In district Sabarkantha, Narendra Patel and Mohan Patel both members of the RSS told TEHELKA that after the riots the RSS had formed a body called Sankalan to provide legal aid to Hindu rioters. Many of the VHP's lawyers, who had their own private practices, became defence counsels for the accused, and public prosecutors who were either members of the VHP or sympathetic to the Sangh extended indirect assistance to the rioters.
The public prosecutors, instead of taking forward the charges against the accused, actually helped them in the case. So, in many places, both the defence and the prosecution were on the same side on the side of those who looted, raped and killed. What hope then did the Muslim community have of seeing their tormentors convicted? First the police sided with the rioters through shoddy investigations, and now the prosecution too was ranged against the victims.
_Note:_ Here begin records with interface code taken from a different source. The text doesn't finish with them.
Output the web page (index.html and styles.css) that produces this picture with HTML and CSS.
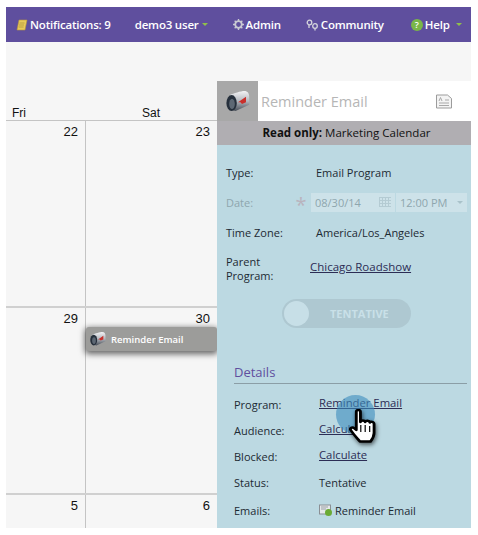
FILE: index.html
```html
<!DOCTYPE html>
<html lang="en">
<head>
    <meta charset="UTF-8">
    <meta name="viewport" content="width=device-width, initial-scale=1.0">
    <title>Reminder Email</title>
    <link rel="stylesheet" href="styles.css">
</head>
<body>
    <div class="frame">
        <div class="topbar">
            <span class="nav-item nav-notes">
                <svg width="12" height="12" viewBox="0 0 12 12"><path d="M3 1h8L9 11H1z" fill="#e9c95a" stroke="#b8953a" stroke-width=".6"/><path d="M3.500 4h5M3 6h5M2.600 8h5" stroke="#a98c3c" stroke-width=".7"/></svg>
                Notifications: 9
            </span>
            <span class="nav-item nav-user">demo3 user <i class="caret"></i></span>
            <span class="nav-item nav-admin">
                <svg width="11" height="11" viewBox="0 0 12 12"><circle cx="6" cy="6" r="3.600" fill="none" stroke="#c9c9d2" stroke-width="2"/><path d="M6 0v3M6 9v3M0 6h3M9 6h3M1.800 1.800l2 2M8.200 8.200l2 2M10.200 1.800l-2 2M3.800 8.200l-2 2" stroke="#c9c9d2" stroke-width="1.500"/></svg>
                Admin
            </span>
            <span class="nav-item nav-community">
                <svg width="13" height="12" viewBox="0 0 13 12"><circle cx="3.500" cy="3.500" r="2.300" fill="none" stroke="#d5d5dc" stroke-width="1.300"/><circle cx="9" cy="7" r="2.300" fill="none" stroke="#d5d5dc" stroke-width="1.300"/><path d="M3 6v3M9 9.500v2" stroke="#d5d5dc" stroke-width="1.300"/></svg>
                Community
            </span>
            <span class="nav-item nav-help">
                <span class="help-dot">?</span>
                Help
            </span>
            <i class="caret caret-help"></i>
        </div>

        <div class="main">
            <div class="calendar">
                <div class="day-heads">
                    <div class="day-head day-narrow">Fri</div>
                    <div class="day-head day-wide">Sat</div>
                </div>
                <div class="week week-tall">
                    <div class="cell cell-narrow">22</div>
                    <div class="cell">23</div>
                </div>
                <div class="week week-tall">
                    <div class="cell cell-narrow">29</div>
                    <div class="cell">30</div>
                    <div class="event">
                        <svg class="mailbox-sm" width="16" height="14" viewBox="0 0 30 26"><use href="#mailbox"/></svg>
                        Reminder Email
                    </div>
                </div>
                <div class="week">
                    <div class="cell cell-narrow">5</div>
                    <div class="cell">6</div>
                </div>
            </div>

            <div class="panel">
                <div class="panel-head">
                    <div class="panel-icon">
                        <svg width="24" height="21" viewBox="0 0 30 26">
                            <defs>
                                <linearGradient id="boxFill" x1="0" y1="0" x2="0" y2="1">
                                    <stop offset="0" stop-color="#f2f2f4"/>
                                    <stop offset=".5" stop-color="#b4b8bf"/>
                                    <stop offset="1" stop-color="#474e58"/>
                                </linearGradient>
                                <g id="mailbox">
                                    <path d="M5 5C9 3 19 0 23 0c4 0 6 3 6 7v10L12 25C8 25 5 20 5 14z" fill="url(#boxFill)"/>
                                    <ellipse cx="7" cy="15" rx="6.500" ry="10" fill="#26303c"/>
                                    <ellipse cx="7.500" cy="16" rx="3.500" ry="6.500" fill="#5d6874"/>
                                    <path d="M15 14l10-7v7l-5 2-2-2z" fill="#c9302c"/>
                                </g>
                            </defs>
                            <use href="#mailbox"/>
                        </svg>
                    </div>
                    <div class="panel-title">Reminder Email</div>
                    <svg class="note-icon" width="18" height="15" viewBox="0 0 18 15"><path d="M1.500 1h11l4 3.500V14h-15z" fill="#f4f4f4" stroke="#9c9c9c"/><path d="M4 9h10M4 11.500h10M10 6h4" stroke="#a8a8a8"/><path d="M4 7l1.500-3.500L7 7" fill="none" stroke="#a8a8a8"/></svg>
                </div>
                <div class="readonly"><b>Read only:</b> Marketing Calendar</div>

                <div class="panel-body">
                    <div class="row row-type">
                        <span class="label">Type:</span>
                        <span>Email Program</span>
                    </div>
                    <div class="row row-date">
                        <span class="label label-off">Date:</span>
                        <span class="star">*</span>
                        <span class="date-box">
                            08/30/14
                            <svg width="12" height="10" viewBox="0 0 12 10"><path d="M0 .5h12M0 3.500h12M0 6.500h12M0 9.500h12M.5 0v10M3.500 0v10M6.500 0v10M9.500 0v10" stroke="#b4cbd3"/></svg>
                        </span>
                        <span class="time-box">12:00 PM <i class="caret-off"></i></span>
                    </div>
                    <div class="row row-zone">
                        <span class="label">Time Zone:</span>
                        <span>America/Los_Angeles</span>
                    </div>
                    <div class="row row-parent">
                        <span class="label">Parent<br>Program:</span>
                        <a class="link link-parent">Chicago Roadshow</a>
                    </div>

                    <div class="toggle">
                        <span class="knob"></span>
                        <span class="toggle-text">TENTATIVE</span>
                    </div>

                    <div class="details">
                        <div class="details-title">Details</div>
                        <div class="detail"><span class="label">Program:</span><a class="link">Reminder Email</a></div>
                        <div class="detail"><span class="label">Audience:</span><a class="link">Calculate</a></div>
                        <div class="detail"><span class="label">Blocked:</span><a class="link">Calculate</a></div>
                        <div class="detail"><span class="label">Status:</span><span>Tentative</span></div>
                        <div class="detail detail-last">
                            <span class="label">Emails:</span>
                            <span class="email-val">
                                <svg width="14" height="13" viewBox="0 0 14 13"><rect x=".5" y="1" width="11" height="9" fill="#e6e8ea" stroke="#8a8f94"/><path d="M2 3h7M2 5h5" stroke="#9aa0a5"/><circle cx="9.500" cy="8.500" r="3.500" fill="#6bab35"/></svg>
                                Reminder Email
                            </span>
                        </div>
                    </div>

                    <span class="halo"></span>
                    <svg class="cursor" width="32" height="35" viewBox="0 0 27 35" preserveAspectRatio="none">
                        <path d="M7 2.500c0-2 3.500-2 3.500 0V13c.5-2 3.500-2 4 0 .5-1.800 3.500-1.800 4 .5.500-1.300 3.500-1 3.500 1.500V24c0 4-2 7-3 8.500H10C8.500 30 6 27.500 2.500 21.500c-1.500-2.500 1-4 3-2L7 21z" fill="#fff" stroke="#000" stroke-width="2.400" stroke-linejoin="round"/>
                        <path d="M10.800 16v7M14.500 16v7M18.300 17v6" stroke="#000" stroke-width="1"/>
                    </svg>
                </div>
            </div>
        </div>
    </div>
</body>
</html>
```

FILE: styles.css
```css
html, body {
    margin: 0;
    height: 100%;
    background-color: #fff;
}
body {
    padding: 7px 7px 7px 6px;
    box-sizing: border-box;
    height: 535px;
    overflow: hidden;
    font-family: "Open Sans", Arial, sans-serif;
    font-size: 11px;
    color: #1c2a33;
}
.frame {
    height: 521px;
    display: flex;
    flex-direction: column;
    background-color: #f6f6f6;
    overflow: hidden;
}

/* top bar */
.topbar {
    height: 35px;
    flex: none;
    display: flex;
    align-items: center;
    background-color: #5f4f9e;
    color: #fff;
    font-size: 11.500px;
    font-weight: 600;
    letter-spacing: -0.2px;
}
.nav-item {
    display: flex;
    align-items: center;
    gap: 2px;
    white-space: nowrap;
}
.nav-notes { margin-left: 10px; }
.nav-user { margin-left: 24px; gap: 3px; }
.nav-admin { margin-left: 25px; }
.nav-community { margin-left: 25px; }
.nav-help { margin-left: 27px; }
.help-dot {
    width: 12px;
    height: 12px;
    border-radius: 50%;
    background-color: #7ab648;
    font-size: 9px;
    line-height: 12px;
    text-align: center;
}
.caret {
    width: 0;
    height: 0;
    border-left: 3px solid transparent;
    border-right: 3px solid transparent;
    border-top: 3px solid #8fc04a;
}
.caret-help { margin-left: 6px; }

/* calendar */
.main {
    flex: 1;
    display: flex;
    min-height: 0;
}
.calendar {
    width: 211px;
    flex: none;
    padding-top: 61px;
    color: #111;
    font-family: "Liberation Sans", Arial, sans-serif;
}
.day-heads {
    display: flex;
    height: 17px;
    font-size: 12px;
    line-height: 21px;
    border-bottom: 1px solid #c4c4c4;
}
.day-narrow { flex: none; width: 73px; padding-left: 6px; box-sizing: border-box; }
.day-wide { flex: 1; padding-left: 63px; }
.week {
    position: relative;
    display: flex;
    height: 40px;
    font-size: 13px;
}
.week-tall {
    height: 185px;
    border-bottom: 2px solid #d0d0d0;
}
.cell {
    flex: 1;
    padding: 3px 7px 0 0;
    text-align: right;
}
.cell-narrow {
    flex: none;
    width: 72px;
    border-right: 1px solid #c4c4c4;
}
.event {
    position: absolute;
    left: 80px;
    top: 19px;
    width: 131px;
    height: 24px;
    display: flex;
    align-items: center;
    gap: 5px;
    padding-left: 4px;
    box-sizing: border-box;
    background-color: #9c9c9a;
    border-radius: 3px;
    box-shadow: 0 2px 6px 1px rgba(0, 0, 0, 0.6);
    color: #fff;
    font-family: "Open Sans", Arial, sans-serif;
    font-size: 9.500px;
    font-weight: 600;
}

/* side panel */
.panel {
    flex: 1;
    padding-top: 39px;
    display: flex;
    flex-direction: column;
    min-width: 0;
}
.panel-head {
    height: 40px;
    flex: none;
    display: flex;
    align-items: center;
    background-color: #fff;
}
.panel-icon {
    width: 41px;
    height: 40px;
    flex: none;
    display: flex;
    align-items: center;
    justify-content: center;
    background-color: #a8a8a8;
}
.panel-title {
    flex: 1;
    padding-left: 3px;
    font-size: 14.500px;
    color: #b6b6b6;
}
.note-icon { margin-right: 18px; }
.readonly {
    height: 24px;
    flex: none;
    padding-left: 5px;
    line-height: 24px;
    text-align: center;
    background-color: #b0aeb2;
    color: #111;
    font-size: 11.500px;
}
.panel-body {
    position: relative;
    flex: 1;
    padding: 17px 4px 0 9px;
    background-color: #bcd9e2;
}
.row {
    display: flex;
    align-items: center;
    height: 20px;
    margin-bottom: 10px;
}
.row .label { width: 90px; flex: none; }
.label-off { color: #8ea6ae; }
.row-date { color: #8ea6ae; }
.row-date .label { width: 65px; }
.star {
    width: 20px;
    font-size: 20px;
    line-height: 20px;
    padding-top: 6px;
    color: #b9b3bd;
    text-align: center;
}
.date-box, .time-box {
    height: 19px;
    display: flex;
    align-items: center;
    background-color: #cde2e9;
    box-sizing: border-box;
    padding: 0 4px;
}
.date-box { width: 84px; margin-right: 1px; justify-content: space-between; }
.time-box { width: 71px; justify-content: space-between; }
.caret-off {
    width: 0;
    height: 0;
    border-left: 3px solid transparent;
    border-right: 3px solid transparent;
    border-top: 3px solid #a9c2ca;
}
.row-parent {
    height: 30px;
    margin-bottom: 0;
    line-height: 14px;
}
.row-parent .label { width: 84px; padding-top: 4px; }
.link {
    color: #2c2d55;
    text-decoration: underline;
}
.link-parent { font-size: 11.500px; }
.detail .link { font-size: 11.300px; }
.toggle {
    width: 129px;
    height: 29px;
    margin: 17px 0 0 56px;
    display: flex;
    align-items: center;
    border-radius: 15px;
    background-color: #aec8d1;
    box-sizing: border-box;
    padding-left: 2px;
}
.knob {
    width: 25px;
    height: 25px;
    border-radius: 50%;
    background-color: #c7dfe7;
}
.toggle-text {
    margin-left: 21px;
    color: #c9e0e8;
    font-size: 11px;
    font-weight: 700;
}
.details {
    margin: 35px 0 0 8px;
}
.details-title {
    height: 20px;
    line-height: 18px;
    font-size: 13px;
    color: #5f4f9e;
    border-bottom: 1px solid #8b9ea6;
    margin-bottom: 7px;
}
.detail {
    display: flex;
    align-items: center;
    height: 26px;
}
.detail-last { margin-top: 2px; }
.detail .label { width: 85px; flex: none; }
.detail .link { margin-top: -4px; }
.email-val {
    display: flex;
    align-items: center;
    gap: 2px;
}
.halo {
    position: absolute;
    left: 119px;
    top: 250px;
    width: 39px;
    height: 39px;
    border-radius: 50%;
    background-color: rgba(60, 140, 190, 0.6);
}
.cursor {
    position: absolute;
    left: 131px;
    top: 264px;
    filter: drop-shadow(1px 2px 2px rgba(0, 0, 0, 0.6));
}
```
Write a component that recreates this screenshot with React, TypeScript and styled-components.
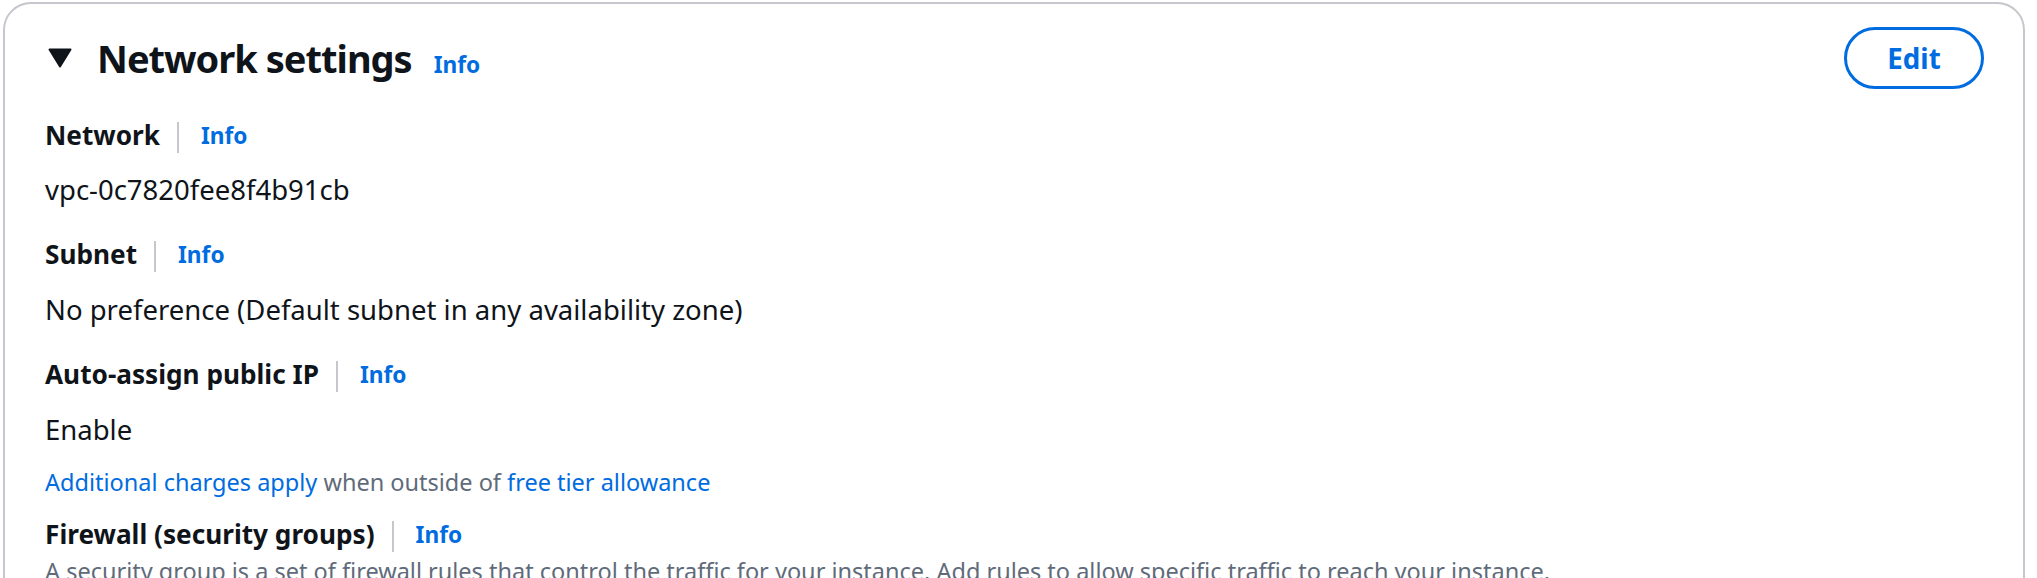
import React from "react";
import styled, { createGlobalStyle } from "styled-components";

const GlobalStyle = createGlobalStyle`
  html, body {
    margin: 0;
    padding: 0;
    overflow: hidden;
    background: #ffffff;
  }
  body {
    font-family: "Noto Sans", "Open Sans", Arial, sans-serif;
    color: #0f141a;
  }
`;

const Page = styled.div`
  padding: 2px 12px 0 3px;
`;

const Card = styled.section`
  border: 2px solid #c6c6cd;
  border-radius: 28px;
  padding: 23px 39px 40px 40px;
  background: #fff;
`;

const Header = styled.div`
  display: flex;
  align-items: center;
  justify-content: space-between;
  height: 62px;
`;

const TitleGroup = styled.div`
  display: flex;
  align-items: center;
`;

const TitleText = styled.div`
  display: flex;
  align-items: baseline;
`;

const Caret = styled.svg`
  width: 24px;
  height: 20px;
  margin-left: 3px;
  margin-right: 25px;
  flex: none;
`;

const Title = styled.h2`
  margin: 0;
  font-size: 38px;
  line-height: 52px;
  font-weight: 700;
  color: #0f141a;
  letter-spacing: -1px;
`;

const InfoLink = styled.a`
  color: #006ce0;
  font-weight: 700;
  font-size: 22.7px;
  text-decoration: none;
  cursor: pointer;
`;

const TitleInfo = styled(InfoLink)`
  margin-left: 22px;
`;

const EditButton = styled.button`
  box-sizing: border-box;
  width: 140px;
  height: 62px;
  border: 3px solid #006ce0;
  border-radius: 40px;
  background: #fff;
  color: #006ce0;
  font-family: inherit;
  font-size: 27.7px;
  font-weight: 700;
  cursor: pointer;
`;

const Field = styled.div<{ $mt: number }>`
  display: flex;
  flex-direction: column;
  margin-top: ${(p) => p.$mt}px;
`;

const LabelRow = styled.div`
  display: flex;
  align-items: center;
  height: 35px;
`;

const Label = styled.span`
  font-size: 26.2px;
  font-weight: 700;
  color: #0f141a;
  line-height: 35px;
`;

const Divider = styled.span`
  width: 2px;
  height: 31px;
  background: #c6c6cd;
  margin: 4px 22px 0 17px;
  align-self: flex-start;
`;

const Value = styled.div<{ $gap: number }>`
  margin-top: ${(p) => p.$gap}px;
  font-size: 27.5px;
  line-height: 35px;
  color: #0f141a;
`;

const SmallText = styled.div<{ $gap: number }>`
  margin-top: ${(p) => p.$gap}px;
  font-size: 23.5px;
  line-height: 35px;
  color: #5f6b7a;
`;

const TextLink = styled.a`
  color: #006ce0;
  text-decoration: none;
  cursor: pointer;
`;

const FieldLabel: React.FC<{ children: React.ReactNode }> = ({ children }) => (
  <LabelRow>
    <Label>{children}</Label>
    <Divider />
    <InfoLink>Info</InfoLink>
  </LabelRow>
);

export default function App() {
  return (
    <>
      <GlobalStyle />
      <Page>
        <Card>
          <Header>
            <TitleGroup>
              <Caret viewBox="0 0 24 20" aria-hidden="true">
                <path
                  d="M1.5 1.5 H22.5 L12 18.5 Z"
                  fill="#0f141a"
                  stroke="#0f141a"
                  strokeWidth="2"
                  strokeLinejoin="round"
                />
              </Caret>
              <TitleText>
                <Title>Network settings</Title>
                <TitleInfo>Info</TitleInfo>
              </TitleText>
            </TitleGroup>
            <EditButton>Edit</EditButton>
          </Header>

          <Field $mt={29}>
            <FieldLabel>Network</FieldLabel>
            <Value $gap={19}>vpc-0c7820fee8f4b91cb</Value>
          </Field>

          <Field $mt={30}>
            <FieldLabel>Subnet</FieldLabel>
            <Value $gap={20}>
              No preference (Default subnet in any availability zone)
            </Value>
          </Field>

          <Field $mt={30}>
            <FieldLabel>Auto-assign public IP</FieldLabel>
            <Value $gap={20}>Enable</Value>
            <SmallText $gap={18}>
              <TextLink>Additional charges apply</TextLink> when outside of{" "}
              <TextLink>free tier allowance</TextLink>
            </SmallText>
          </Field>

          <Field $mt={17}>
            <FieldLabel>Firewall (security groups)</FieldLabel>
            <SmallText $gap={2}>
              A security group is a set of firewall rules that control the
              traffic for your instance. Add rules to allow specific traffic to
              reach your instance.
            </SmallText>
          </Field>
        </Card>
      </Page>
    </>
  );
}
Chetan Shah, an active VHP member and a leading Ahmedabad lawyer, was the first to represent the accused in the Naroda Patiya massacre. The government later appointed him as the public prosecutor in the Gulbarg society case. TEHELKA met a Gulbarg case accused named Prahlad Raju, who said that while he was on the run, he was being advised by Chetan Shah about when he should surrender before the police.
In Mehsana district, Dilip Trivedi, general secretary of the VHP's Gujarat unit, is also the senior pleader leading a team of about a dozen public prosecutors working under him. Mehsana was among the worst-affected areas during the riots. Two cases in Mehsana in particular the Deepda Darwaza incident in Visnagar town and the Sardarpura incident had shaken the conscience of civil society for the number of people killed and also the barbaric manner in which the killings were carried out. Trivedi, whose job was to oppose the bail applications moved by the accused in these two cases, was accused by civil society of helping the accused get bail. After several representations before the Gujarat High Court and the Supreme Court by the victims, Trivedi was removed from representing them in riot cases. TEHELKA went to see Trivedi at his office within the Mehsana court premises on June 15, 2007.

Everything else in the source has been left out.